Electron Spirographs with a Cathode Ray Tube
In this article, I'll be showing you how to make a cool visual representation of sound using an old cathode ray tube (CRT) television, a stereo, and a sound source. You'll also need a pair of wire cutters, and a few screwdrivers. To properly understand this project, it's a good idea to learn a little bit about how CRT TVs work. Check out this article on how they work.
Here's a video of the final product:
1) Open up the CRT monitor (just remove the screws from the back). Be careful not to electrocute yourself on any circuitry! The inside should look like this:
2) Locate the CRT coil, it should look something like this:
3) Now, disconnect the coil and observe the connector. There should be four wires, two going to one side, and two going to the other side of the coil. The connector should look like this:
4) Now cut two or all four of the wires off of the connector clip (all four will make circles, and just two will form a "wave" line), then strip each wire so that there's about a half-inch of bare wire.
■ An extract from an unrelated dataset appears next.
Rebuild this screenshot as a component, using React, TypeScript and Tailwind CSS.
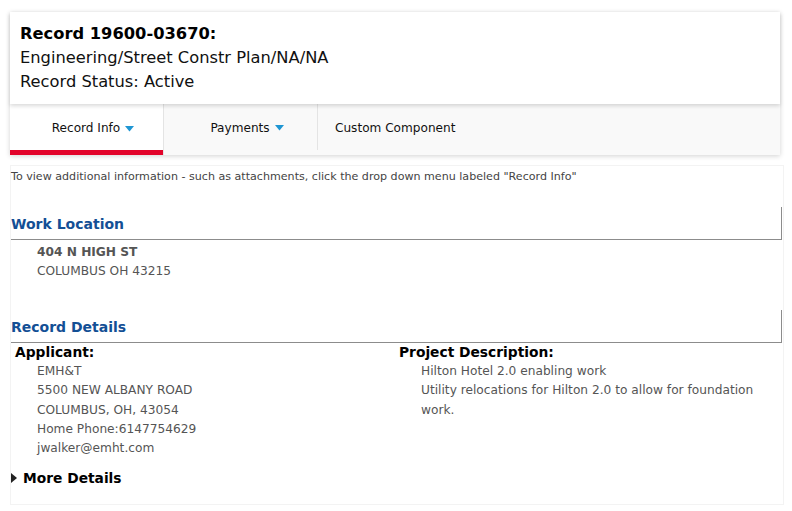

5) Attach your stereo's speaker output to these two wires. Basically, you're using the coil as a speaker without a magnet to manipulate the electron beam on a vertical plane.
6) Hook your stereo up to a computer running a signal generator (Audacity works great) and play some sounds! Mess around with the frequency until you find one that makes cool shapes.
If you want to try something new, mess around with the four wires and how they attach to the channels of your stereo. Try adding resistors/capacitors! Every change makes different, interesting shapes.
- Tube TVs have high voltage transformers (flybacks) in them! Don't electrocute yourself!
- Ensure you don't need the TV anymore; they are hard to fix once hacked open.